Elena Voss didn’t plan to start a ballet school here. A former Pacific Northwest Ballet dancer, she moved north seeking stillness after a career-ending injury. What she found instead was a waiting list. Parents were driving kids ninety minutes to Phoenix for decent training—a grind that ruled out serious study for most. “The hunger was here,” Voss says, wiping rosin from the studio floor she laid herself. “The opportunity wasn’t.”

Her Cordes Lakes Ballet Academy, founded in 2016, runs on a different model. Classes meet three or four times a week, not fifteen. The curriculum is Vaganova-based, but adapted for students who split their focus between dance, school, and life in a rural town. “We’re not a conservatory,” Voss explains. “We’re building dancers who might go professional—or might just carry this discipline into whatever they do next.”

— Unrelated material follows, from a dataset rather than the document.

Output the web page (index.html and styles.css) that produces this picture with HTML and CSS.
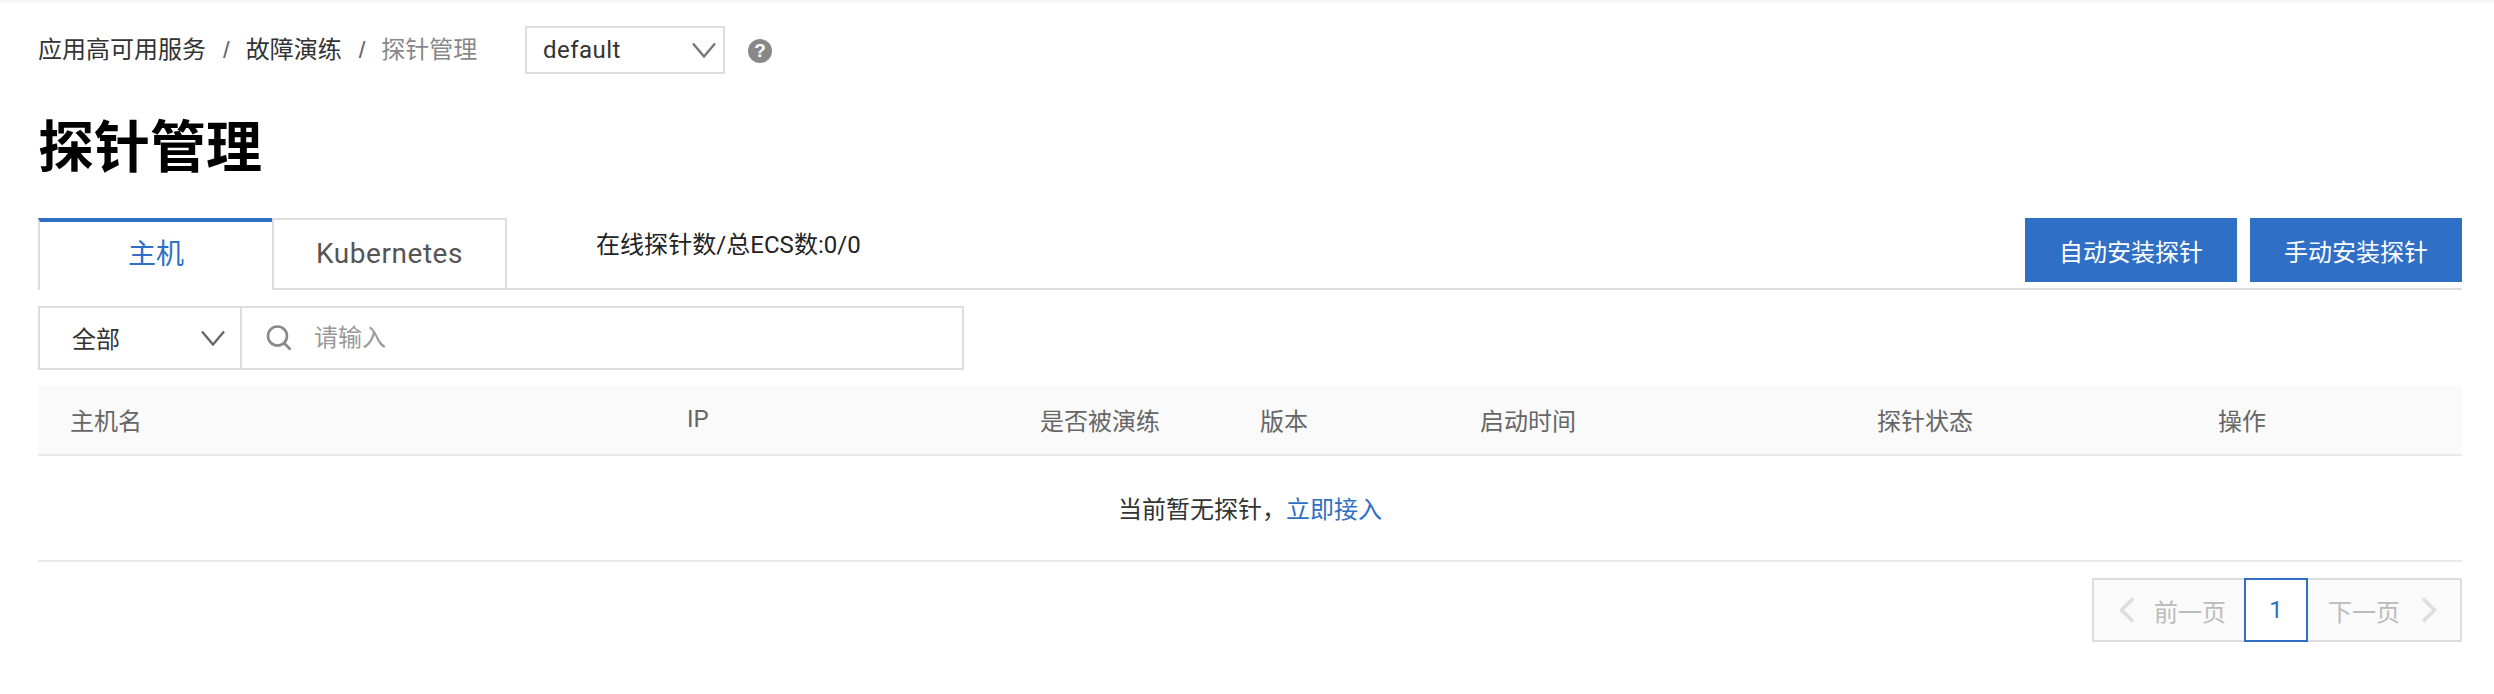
FILE: index.html
```html
<!DOCTYPE html>
<html lang="zh-CN">
<head>
<meta charset="utf-8">
<title>探针管理</title>
<link rel="stylesheet" href="styles.css">
</head>
<body>
<div class="topshade"></div>
<main class="page">
  <div class="crumbrow">
    <nav class="crumbs">
      <span>应用高可用服务</span><i class="sep">/</i><span>故障演练</span><i class="sep">/</i><span class="current">探针管理</span>
    </nav>
    <div class="select ns-select">
      <span class="nsname">default</span>
      <svg class="chev" width="24" height="16" viewBox="0 0 24 16"><path d="M1 1.5 12 14.5 23 1.5" fill="none" stroke="#777" stroke-width="2.4"/></svg>
    </div>
    <span class="help">?</span>
  </div>
  <h1 class="title">探针管理</h1>
  <div class="tabbar">
    <div class="tab active">主机</div>
    <div class="tab">Kubernetes</div>
    <div class="stat">在线探针数/总ECS数:0/0</div>
    <div class="actions">
      <button class="btn">自动安装探针</button>
      <button class="btn">手动安装探针</button>
    </div>
  </div>
  <div class="search">
    <div class="scope">
      <span class="scopename">全部</span>
      <svg class="chev" width="24" height="16" viewBox="0 0 24 16"><path d="M1 1.5 12 14.5 23 1.5" fill="none" stroke="#666" stroke-width="2.4"/></svg>
    </div>
    <svg class="mag" width="26" height="26" viewBox="0 0 26 26"><circle cx="11.5" cy="11" r="9.5" fill="none" stroke="#888" stroke-width="2.6"/><path d="M18 18 24.5 24.5" stroke="#888" stroke-width="2.6"/></svg>
    <input class="query" placeholder="请输入">
  </div>
  <table class="grid">
    <colgroup>
      <col class="c1"><col class="c2"><col class="c3"><col class="c4"><col class="c5"><col class="c6"><col>
    </colgroup>
    <thead>
      <tr><th>主机名</th><th>IP</th><th>是否被演练</th><th>版本</th><th>启动时间</th><th>探针状态</th><th>操作</th></tr>
    </thead>
    <tbody>
      <tr><td colspan="7" class="empty">当前暂无探针，<a class="link">立即接入</a></td></tr>
    </tbody>
  </table>
  <div class="pagerrow">
    <div class="pager">
      <div class="pg prev">
        <svg width="16" height="26" viewBox="0 0 16 26"><path d="M14 1.5 2.5 13 14 24.5" fill="none" stroke="#ddd" stroke-width="3.6"/></svg>
        <span>前一页</span>
      </div>
      <div class="pg num">1</div>
      <div class="pg next">
        <span>下一页</span>
        <svg width="16" height="26" viewBox="0 0 16 26"><path d="M2 1.5 13.5 13 2 24.5" fill="none" stroke="#ddd" stroke-width="3.6"/></svg>
      </div>
    </div>
  </div>
</main>
</body>
</html>
```
FILE: styles.css
```css
* { box-sizing: border-box; }
html, body { margin: 0; padding: 0; background: #fff; }
body {
  font-family: Roboto, "Noto Sans CJK SC", sans-serif;
  font-size: 24px;
  color: #333;
  height: 694px;
  overflow: hidden;
}
.topshade { height: 4px; background: linear-gradient(#f1f1f1, #fff); }
.page { padding: 22px 32px 0 38px; }

.crumbrow { display: flex; align-items: center; height: 48px; }
.crumbs { display: flex; align-items: center; width: 487px; line-height: 36px; color: #333; }
.sep { font-style: normal; color: #666; margin: 0 16px; font-family: "Liberation Sans", sans-serif; }
.sep + span + .sep { margin-left: 17px; }
.crumbs > span:first-child { margin-right: 1px; }
.current { color: #888; }
.select {
  display: flex; align-items: center; justify-content: space-between;
  width: 200px; height: 48px;
  border: 2px solid #ddd;
  padding: 0 7px 0 16px;
  color: #333;
}
.nsname { letter-spacing: 0.45px; }
.help {
  width: 24px; height: 24px; margin-left: 23px; margin-top: 2px;
  border-radius: 50%;
  background: #888; color: #fff;
  font: bold 19px/24px "Liberation Sans", sans-serif;
  text-align: center;
}

.title {
  margin: 35px 0 0 0;
  height: 109px;
  font-size: 56px;
  line-height: 78px;
  font-weight: 700;
  color: #000;
}

.tabbar {
  display: flex; align-items: flex-start;
  height: 72px;
  border-bottom: 2px solid #ddd;
}
.tab {
  width: 235px; height: 72px;
  border: 2px solid #ddd;
  font-size: 28px;
  line-height: 68px;
  text-align: center;
  color: #555;
  background: #fff;
  letter-spacing: 0.55px;
}
.tab.active {
  width: 234px;
  border-top: 4px solid #2f6fc6;
  border-left: 2px solid #ddd;
  border-right: 0;
  border-bottom: 0;
  color: #2f6fc6;
  line-height: 66px;
  height: 72px;
  letter-spacing: 0;
}
.stat { margin-left: 89px; line-height: 54px; color: #222; letter-spacing: 0.05px; }
.actions { margin-left: auto; display: flex; gap: 13px; }
.btn {
  width: 212px; height: 64px;
  border: 0;
  background: #2f6fc6;
  color: #fff;
  font: inherit;
  padding: 0;
}

.search {
  display: flex; align-items: center;
  width: 926px; height: 64px;
  margin-top: 16px;
  border: 2px solid #ddd;
}
.scope {
  display: flex; align-items: center; justify-content: space-between;
  width: 202px; height: 100%;
  border-right: 2px solid #ddd;
  padding: 0 15px 0 32px;
}
.scopename { margin-top: -2px; }
.mag { margin-left: 24px; }
.query {
  flex: 1; min-width: 0;
  margin-left: 22px;
  border: 0; outline: 0; padding: 0;
  font: inherit;
  background: transparent;
}
.query::placeholder { color: #999; opacity: 1; }

.grid {
  width: 100%;
  margin-top: 16px;
  border-collapse: separate;
  border-spacing: 0;
  table-layout: fixed;
}
.c1 { width: 617px; }
.c2 { width: 353px; }
.c3 { width: 220px; }
.c4 { width: 220px; }
.c5 { width: 397px; }
.c6 { width: 341px; }
.grid th {
  height: 70px;
  padding: 0 0 2px 32px;
  background: #fafafa;
  border-bottom: 2px solid #e9e9e9;
  text-align: left;
  font-weight: 400;
  color: #666;
}
.empty {
  height: 106px;
  text-align: center;
  border-bottom: 2px solid #e9e9e9;
  color: #333;
  padding: 0 0 2px;
}
.link { color: #2f6fc6; }

.pagerrow { display: flex; justify-content: flex-end; margin-top: 16px; }
.pager {
  display: flex;
  height: 64px;
  width: 370px;
  border: 2px solid #ddd;
  background: #fafafa;
  color: #bbb;
}
.pg { display: flex; align-items: center; }
.prev { width: 150px; padding-left: 25px; gap: 19px; }
.next { width: 152px; padding-left: 20px; gap: 21px; }
.num {
  width: 64px; height: 64px;
  margin-top: -2px;
  justify-content: center;
  border: 2px solid #2f6fc6;
  background: #fff;
  color: #2f6fc6;
}
```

Some do go further. Last year, fifteen-year-old Maya Okonkwo nailed an audition for the School of American Ballet’s summer intensive—a first for the studio. She now trains in Phoenix during the week but calls Cordes Lakes home on weekends. “Ms. Voss taught me how to work,” Okonkwo says. “Not just how to dance.”

A few miles away, the Yavapai County Dance Collective offers a different flavor. James Chen, its director, rotates between three small-town studios. In Cordes Lakes, he teaches in a community center two evenings a week. His approach blends ballet with contemporary and hip-hop, but ballet remains the backbone. “Kids here might start later,” Chen says. “So we focus on body awareness, alignment—protecting the instrument.”

What’s striking isn’t just that these programs exist. It’s how they’ve woven themselves into the fabric of a place that doesn’t even have a stoplight. Families carpool. The spring recital happens at a college theater in Prescott, turning a thirty-minute drive into a celebratory caravan. Voss hosts master classes with Ballet Arizona teachers; Chen organizes carpools to extra workshops. There’s a quiet network forming—a recognition that art doesn’t only belong to cities.

These days, you might see a teenager practicing balances against a pickup truck before class, or a mom in work boots watching her daughter’s rehearsal through the studio window. In a town defined by space, ballet has carved out a small, precise, and vital place. It doesn’t shout. It doesn’t need to. The sound of feet finding rhythm in the desert is enough.